Christian Bobin
El mundo está inundado de santos, quiero decir de mártires, porque no distingo estas dos palabras. Se multiplican, cada día son más numerosos. Se les llama enfermos de Alzheimer. Al multiplicarse nos hacen el regalo de una vida reducida a lo básico, agotadora, extenuante, libre de todos los órdenes de la vida moderna: comprar, enviar, triunfar…aplastar. Para estas personas, esta vida que no es la vida, que no lo ha sido nunca, se ha acabado. Sus ojos están temerosamente abiertos a lo insondable. Están presos de una enfermedad metafísica que disuelve el mundo. Debemos verles como tesoros vivos. A menudo preguntan el camino, perdidos en un mundo, mediocremente iluminado por tristes divertimentos. Buscan con mano temblorosa la mano de un ángel, porque saben que los ángeles existen. A veces hablan con sus muertos. Ellos que olvidan todo, no se olvidan de aquellos que les han deslumbrado en el pasado. Mi padre lloraba cada vez que hablaba de su hermano muerto en la infancia. En su corazón limpio, convertido en cristal, la escena ardía: ignorando que la enfermedad de su hermano era contagiosa, se había subido a su cama, había escalado la montaña de edredones rojos para abrazar al muriente y recibió un cachete del médico. Esta bofetada inexplicable del médico, quemaba decenas de años después.

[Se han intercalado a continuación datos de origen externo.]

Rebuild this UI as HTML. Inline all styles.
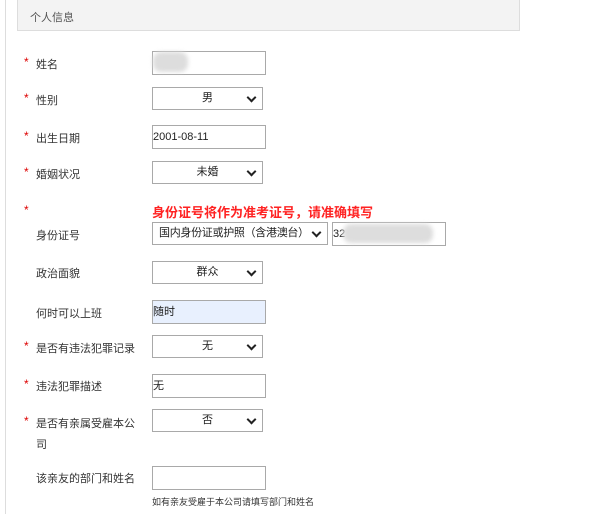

Mi padre vivió un año en una de esas casas que deberían ser parte del patrimonio de la humanidad. Jamás se apagó su rostro. No creo en eso que se dice que no “reconocen más”. Reconocer es amar, y amar es salvaje, indecible. Cuando mi padre ya no sabía quién era, sabía que yo estaba presente, yo lo sentía, lo he comprobado y lo que compruebas es más grande que todo aquello que nos pueda decir la ciencia. Al no encontrar mi nombre, se valía de astucias. Al preguntarle yo, decía: “Eres aquel que no se olvida” y sobre mi madre decía” Es la mejor”. Estos seres olvidadizos, no olvidan nada de lo esencial.
Acabaremos todos hechos migajas. He vagado por el campo de batalla, he visto almas desfiguradas. He escuchado el silencio sobre todo, un toque de alarma de silencio. Lo que vi era sublime, banal y terrible. Los rostros, cerrados. Las palabras, ausentes. Unos quince ancianos. Traen la comida en un carro. Las personas se ven en la mesa dos veces al día. No se han escogido. Desde la infancia están en camino para este reencuentro. Los biombos se han caído, los biombos de la juventud, de la belleza y del lugar adquirido. Para ver algo, hay que luchar, mover las ramas de la nada que azotan el rostro cuando se las suelta muy rápido. Un hombre pone azúcar en la taza del vecino despistado. Una mujer ayuda a otra a partir el pan. Cada uno de estos ancianos es inmenso, pero no lo saben, y se reirían si se lo dijéramos. Haría falta que alguien fuera a buscarles uno a uno, y les sacara de su sopor, que ellos entienden como una fatalidad, una orden venida desde arriba. Todos acabaremos siendo migas. Tengo una cólera que ellos ya no tienen. Están más abandonados que los junquillos salvajes en los bosques donde nadie va a pasear.
Su infancia prometía infinitamente más luz que la de estas flores. ¿Y ahora? El viento es un santo al que no se le ve el rostro. No deja de hablar a los junquillos. Hasta cuando no habla, siguen escuchando. Y aquí, en esta sala, ¿dónde está el viento? Pobres, pobres llamas vacilantes, estrellas que balbucean. Lo que tienen estas personas de adorable, es que están vivos a pesar de todo, a pesar de ellos, y los más estragados son los más regios. He visto el oro en la nada, rostros que son joyas tirados al lodo. Acabaremos todos hechos migas, pero esas migas son de oro, y un ángel, cuando llegue la hora, trabajará con ellas y hará un pan nuevo.